Tout Hersant semble couler de source sous les doigts de la pianiste, qui a ouvert son parcours chimérique par la première Lugubre gondole de Liszt, composée à Venise en décembre 1882 ; c’est une prémonition du décès proche de Wagner (il mourra deux mois plus tard, le 13 février, Liszt a quitté la Cité des Doges en janvier), avec ce balancement qui évoque les gondoles transportant les morts sur les canaux. Alice Ader a choisi de ne pas la faire suivre, comme la logique le voudrait, par l’autre élégie funèbre, la Lugubre gondole II, lui préférant dans la foulée le soucieux In Black de Hersant. Elle brise peut-être ainsi une continuité liée à la prémonition de l’événement tragique, mais elle montre la connivence directe de l’univers de Hersant avec celui de Liszt.

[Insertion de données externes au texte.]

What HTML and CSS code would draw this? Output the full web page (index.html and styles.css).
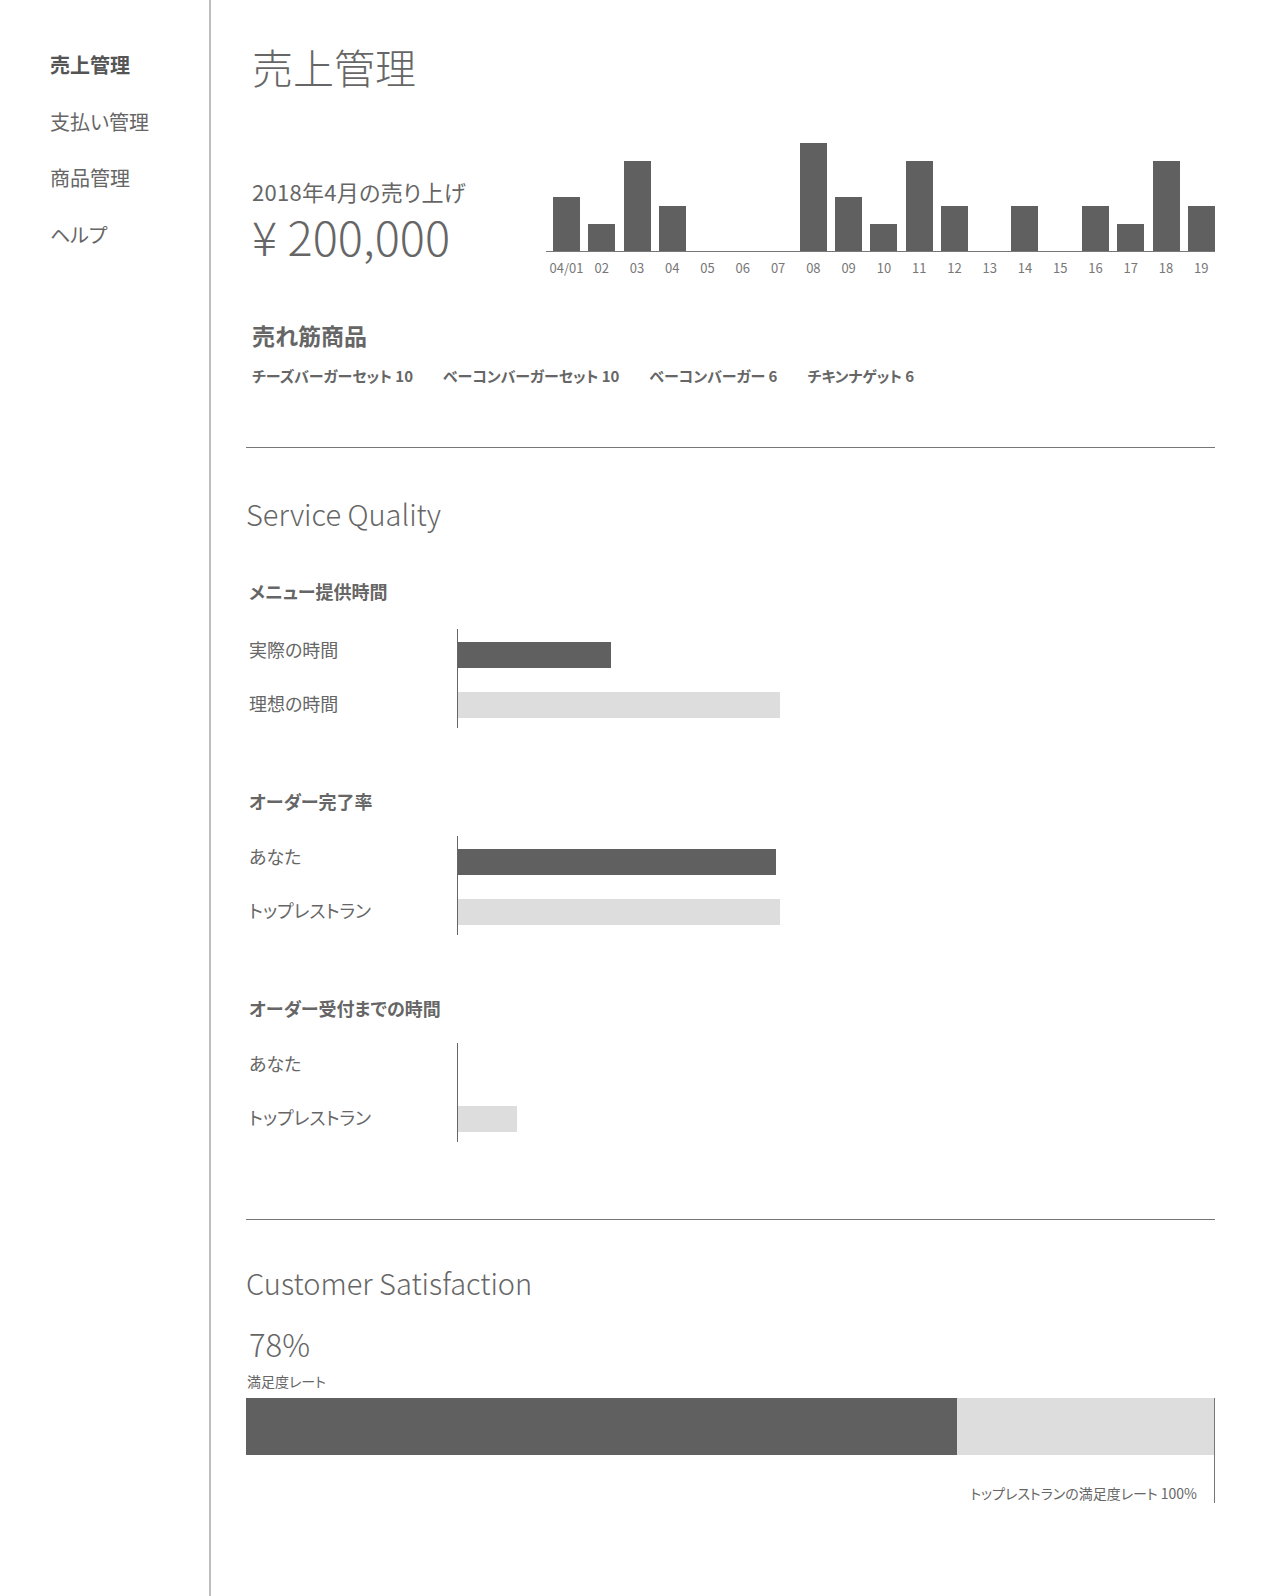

On retrouve plus loin la Lugubre gondole II après une autre pièce prophétique, Unstern ! Sinistre, disastro (1885), où Liszt, au seuil de la mort, anticipe la dissonance. Quelques autres pages se sont intercalées, dont les Nuages gris (1881), paysage sonore du désespoir, le plus diaphane et paradisiaque En rêve, ou les notes suspendues au bord de l’abîme de la Bagatelle sans tonalité (1885). Tout est livré par Alice Ader avec une émotion détachée, qui ne fait pas oublier l’investissement cauchemardesque insufflé par Alfred Brendel pour Philips dans la décennie 1980 ; l’Autrichien y dévoilait l’âme de Liszt au-delà d’elle-même. Mais la pianiste française est bien dans la ligne de son projet, et la relation, à travers le temps, entre les deux compositeurs trouve sous ses doigts, une interprète de conviction.